Step 8: Bake to Perfection
Bake for 10-12 minutes, or until the edges are set and lightly golden brown. The centers may still look slightly soft.
Step 9: Cool
Allow the cookies to cool on the baking sheet for 5 minutes before transferring them to a wire rack to cool completely.
Tips:
- Toast the Pecans: Toasting the pecans before chopping them is highly recommended. Spread them on a baking sheet and toast at 350°F (175°C) for 5-7 minutes, until fragrant. This dramatically enhances their nutty flavor.
- Don’t Overbake: For a soft and chewy cookie, it’s better to slightly underbake them. They will continue to cook on the hot baking sheet after being removed from the oven.
- Chill the Dough (Optional): For a thicker, chewier cookie, you can cover and chill the dough for 30-60 minutes before scooping and baking. This prevents excessive spreading.

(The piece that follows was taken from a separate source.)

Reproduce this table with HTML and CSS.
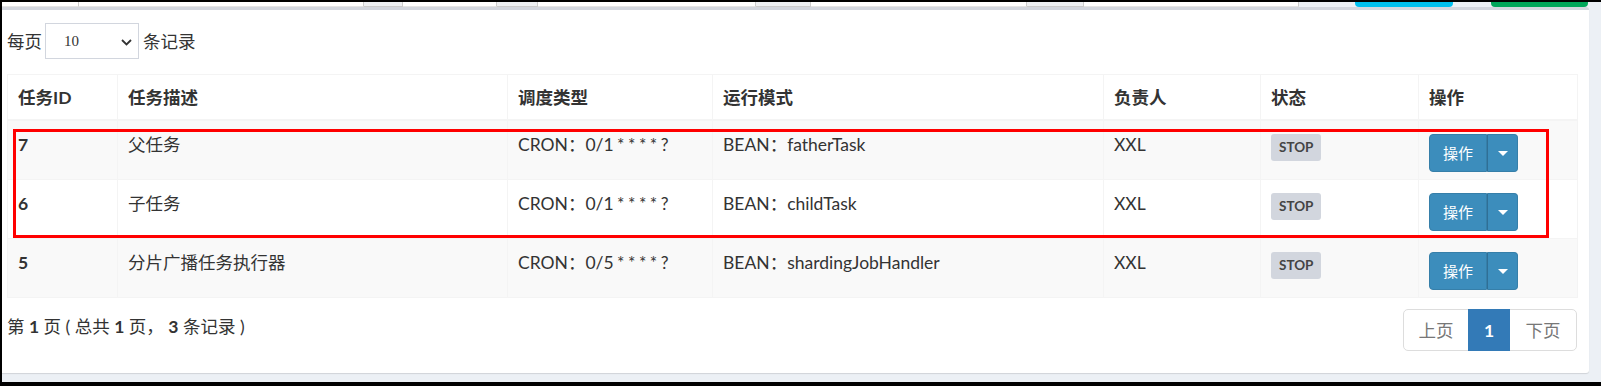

- Measure Flour Correctly: For accurate results, spoon the flour into your measuring cup and level it off with a knife. Scooping directly can pack in too much flour.
Storage Options:
- Room Temperature: Store completely cooled cookies in an airtight container at room temperature for up to 5 days.
- Freeze the Dough: Scooped cookie dough balls can be frozen solid on a baking sheet and then transferred to a freezer bag. Bake from frozen, adding 1-2 minutes to the baking time.
- Freeze Baked Cookies: Fully baked and cooled cookies freeze very well. Layer them between parchment paper in an airtight container for up to 3 months. Thaw at room temperature.